::: Given entries :::

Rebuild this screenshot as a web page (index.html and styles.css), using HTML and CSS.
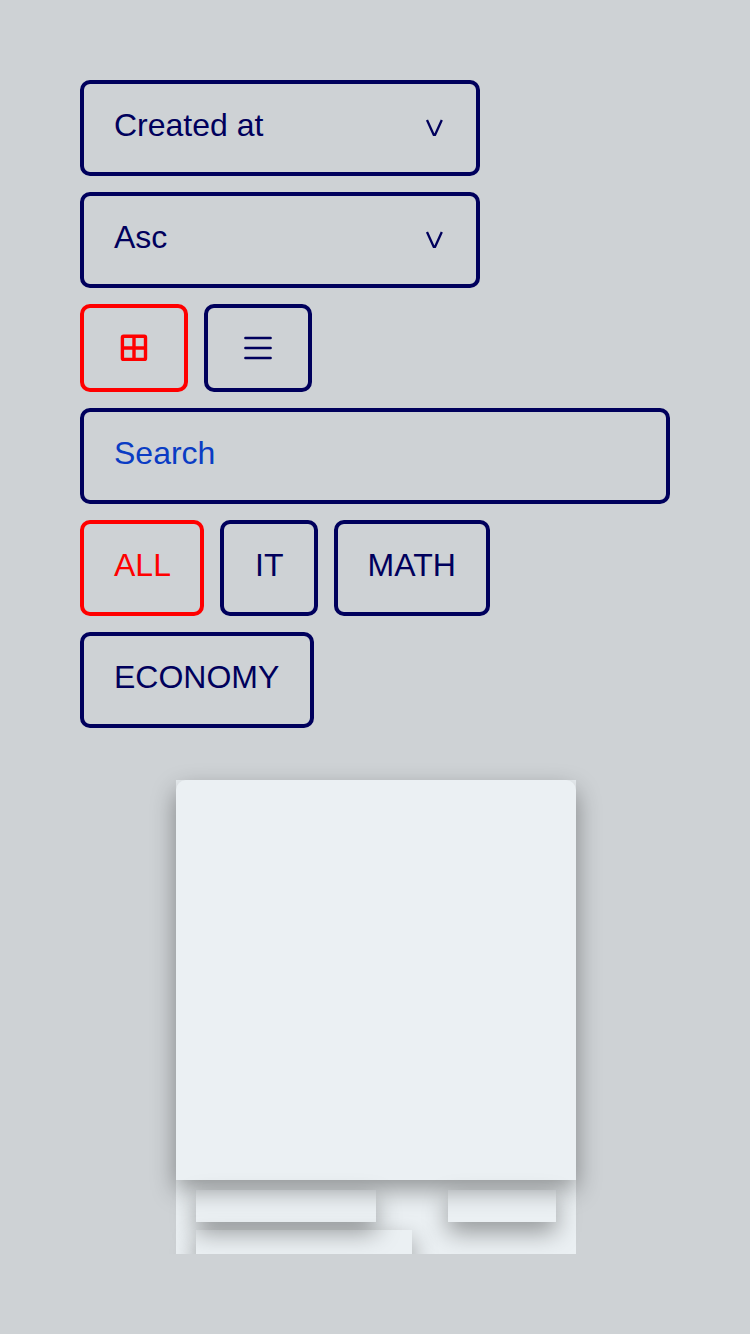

:::
::: Given entries :::

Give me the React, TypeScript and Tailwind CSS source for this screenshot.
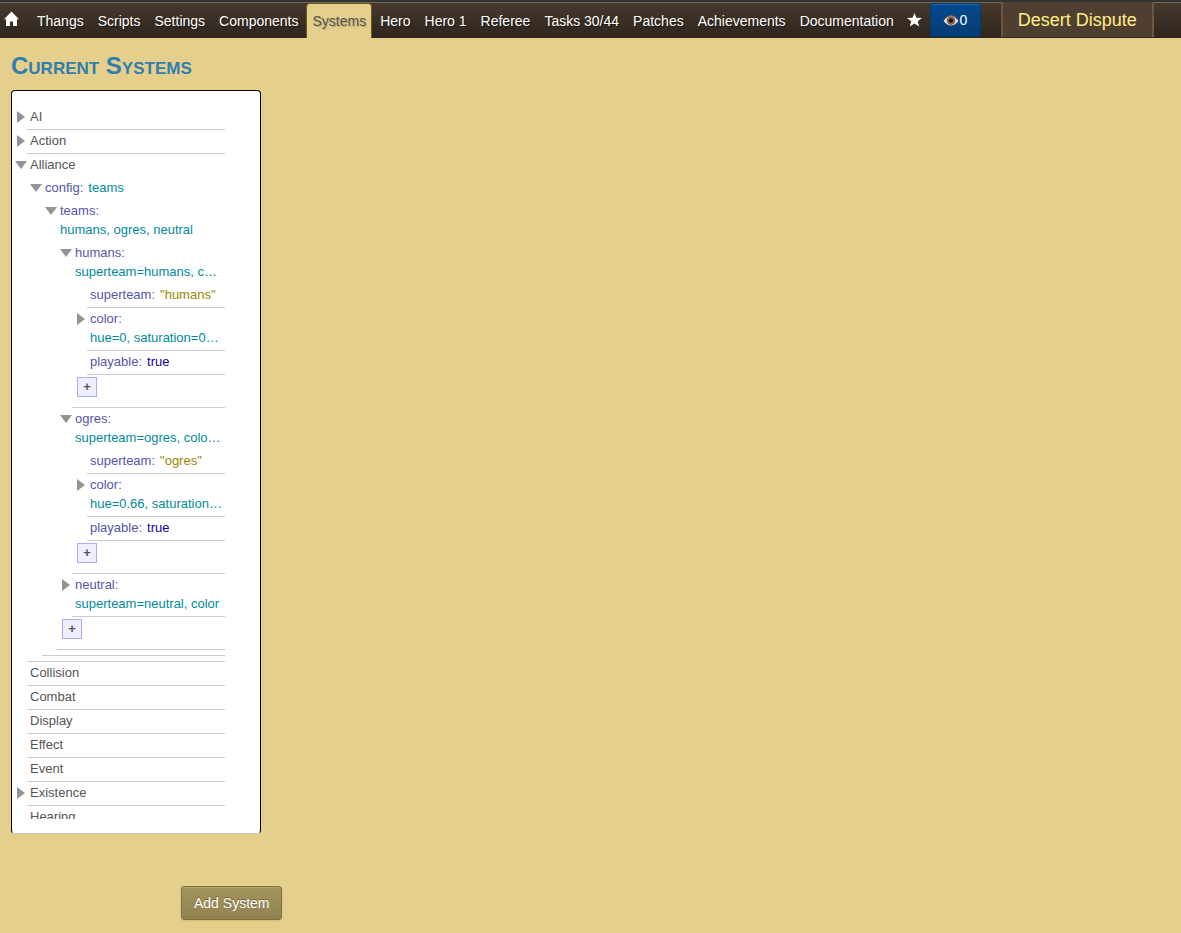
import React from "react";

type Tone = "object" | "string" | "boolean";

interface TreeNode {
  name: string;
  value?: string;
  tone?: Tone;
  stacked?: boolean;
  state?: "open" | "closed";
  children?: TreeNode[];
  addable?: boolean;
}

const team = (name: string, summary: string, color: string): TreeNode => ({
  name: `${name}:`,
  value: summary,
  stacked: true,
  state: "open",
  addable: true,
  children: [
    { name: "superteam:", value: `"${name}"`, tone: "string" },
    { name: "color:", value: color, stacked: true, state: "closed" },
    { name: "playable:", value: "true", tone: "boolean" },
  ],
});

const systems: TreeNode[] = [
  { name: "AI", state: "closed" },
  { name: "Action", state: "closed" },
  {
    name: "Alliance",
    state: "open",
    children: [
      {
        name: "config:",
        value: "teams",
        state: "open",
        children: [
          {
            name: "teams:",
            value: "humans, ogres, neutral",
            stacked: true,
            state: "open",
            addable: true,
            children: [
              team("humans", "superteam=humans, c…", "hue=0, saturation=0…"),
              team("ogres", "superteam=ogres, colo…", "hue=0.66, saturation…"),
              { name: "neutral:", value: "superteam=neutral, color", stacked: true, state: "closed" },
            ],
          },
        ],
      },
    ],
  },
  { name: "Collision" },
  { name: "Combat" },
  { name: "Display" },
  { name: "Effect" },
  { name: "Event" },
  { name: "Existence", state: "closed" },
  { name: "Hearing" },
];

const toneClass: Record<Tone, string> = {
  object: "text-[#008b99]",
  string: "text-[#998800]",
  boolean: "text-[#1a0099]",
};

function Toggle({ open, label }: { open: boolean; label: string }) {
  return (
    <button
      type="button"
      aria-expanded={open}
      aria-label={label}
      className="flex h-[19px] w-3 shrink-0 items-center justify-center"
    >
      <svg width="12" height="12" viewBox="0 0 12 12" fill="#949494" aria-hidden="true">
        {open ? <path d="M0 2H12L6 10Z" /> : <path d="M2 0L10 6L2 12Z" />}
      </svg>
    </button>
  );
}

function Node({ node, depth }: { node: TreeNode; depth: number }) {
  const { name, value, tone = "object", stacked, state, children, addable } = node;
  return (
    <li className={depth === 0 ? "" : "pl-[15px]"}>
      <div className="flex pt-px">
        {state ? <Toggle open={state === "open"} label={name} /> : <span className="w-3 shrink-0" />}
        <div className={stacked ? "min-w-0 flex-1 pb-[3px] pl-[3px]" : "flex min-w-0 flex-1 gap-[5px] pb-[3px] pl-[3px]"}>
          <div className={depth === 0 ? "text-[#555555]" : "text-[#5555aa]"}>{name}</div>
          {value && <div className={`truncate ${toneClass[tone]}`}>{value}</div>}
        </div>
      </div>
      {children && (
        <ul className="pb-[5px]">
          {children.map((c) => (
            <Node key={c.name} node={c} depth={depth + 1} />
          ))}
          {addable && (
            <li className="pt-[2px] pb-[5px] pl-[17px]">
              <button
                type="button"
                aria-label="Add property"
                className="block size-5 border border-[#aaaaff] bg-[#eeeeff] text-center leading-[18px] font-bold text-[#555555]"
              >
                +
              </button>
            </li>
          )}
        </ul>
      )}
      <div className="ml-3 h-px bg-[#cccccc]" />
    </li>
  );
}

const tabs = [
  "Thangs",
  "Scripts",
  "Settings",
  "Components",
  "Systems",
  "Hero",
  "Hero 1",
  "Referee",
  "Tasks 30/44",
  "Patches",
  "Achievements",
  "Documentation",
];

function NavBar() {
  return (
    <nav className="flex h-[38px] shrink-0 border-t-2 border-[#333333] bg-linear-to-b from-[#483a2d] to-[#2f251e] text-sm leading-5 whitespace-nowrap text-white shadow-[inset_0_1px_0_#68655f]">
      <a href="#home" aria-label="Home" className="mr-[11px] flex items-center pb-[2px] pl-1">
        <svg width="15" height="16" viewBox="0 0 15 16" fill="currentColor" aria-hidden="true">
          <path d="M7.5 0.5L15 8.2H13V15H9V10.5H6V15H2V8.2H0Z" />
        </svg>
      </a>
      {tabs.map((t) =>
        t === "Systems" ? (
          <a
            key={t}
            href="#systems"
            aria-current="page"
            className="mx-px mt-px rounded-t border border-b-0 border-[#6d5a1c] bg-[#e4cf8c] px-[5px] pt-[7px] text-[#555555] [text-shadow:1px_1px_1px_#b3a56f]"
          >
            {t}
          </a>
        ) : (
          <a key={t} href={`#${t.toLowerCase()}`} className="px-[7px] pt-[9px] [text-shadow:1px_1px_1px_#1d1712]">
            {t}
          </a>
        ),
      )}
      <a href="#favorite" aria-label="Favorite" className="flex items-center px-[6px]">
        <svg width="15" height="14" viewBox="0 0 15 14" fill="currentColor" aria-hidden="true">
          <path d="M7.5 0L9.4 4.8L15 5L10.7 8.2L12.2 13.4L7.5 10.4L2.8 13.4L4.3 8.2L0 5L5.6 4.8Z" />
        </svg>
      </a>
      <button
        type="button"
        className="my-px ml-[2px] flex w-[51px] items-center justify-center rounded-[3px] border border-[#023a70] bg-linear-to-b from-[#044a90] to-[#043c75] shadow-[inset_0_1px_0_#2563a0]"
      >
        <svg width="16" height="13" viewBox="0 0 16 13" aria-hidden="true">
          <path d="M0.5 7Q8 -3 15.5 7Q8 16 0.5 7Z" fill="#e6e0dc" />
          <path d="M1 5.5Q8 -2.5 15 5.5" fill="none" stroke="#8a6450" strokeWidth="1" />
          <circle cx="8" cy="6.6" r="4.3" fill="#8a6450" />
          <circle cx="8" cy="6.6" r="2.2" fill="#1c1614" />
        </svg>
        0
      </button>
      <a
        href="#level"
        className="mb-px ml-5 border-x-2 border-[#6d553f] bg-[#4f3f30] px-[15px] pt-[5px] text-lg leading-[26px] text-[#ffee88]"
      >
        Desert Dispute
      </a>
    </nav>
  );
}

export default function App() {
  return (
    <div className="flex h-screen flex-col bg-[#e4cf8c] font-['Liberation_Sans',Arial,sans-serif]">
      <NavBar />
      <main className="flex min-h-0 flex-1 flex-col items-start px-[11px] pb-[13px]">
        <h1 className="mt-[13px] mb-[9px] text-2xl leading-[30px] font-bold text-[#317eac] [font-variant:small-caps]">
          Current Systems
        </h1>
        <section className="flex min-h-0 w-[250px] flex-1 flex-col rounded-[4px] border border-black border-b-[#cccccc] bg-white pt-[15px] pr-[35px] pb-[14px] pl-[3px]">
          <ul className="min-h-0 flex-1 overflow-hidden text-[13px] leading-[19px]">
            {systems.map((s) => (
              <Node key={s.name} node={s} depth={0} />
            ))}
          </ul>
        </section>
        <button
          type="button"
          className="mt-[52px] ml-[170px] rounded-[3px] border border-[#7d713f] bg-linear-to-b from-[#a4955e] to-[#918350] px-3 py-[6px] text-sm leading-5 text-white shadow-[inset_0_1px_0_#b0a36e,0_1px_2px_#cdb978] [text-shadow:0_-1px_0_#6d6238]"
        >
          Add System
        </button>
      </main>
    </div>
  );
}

:::

In the material above, show every line where the word "this" turns up.

> [Answer]:
Rebuild this screenshot as a web page (index.html and styles.css), using HTML and CSS.
Give me the React, TypeScript and Tailwind CSS source for this screenshot.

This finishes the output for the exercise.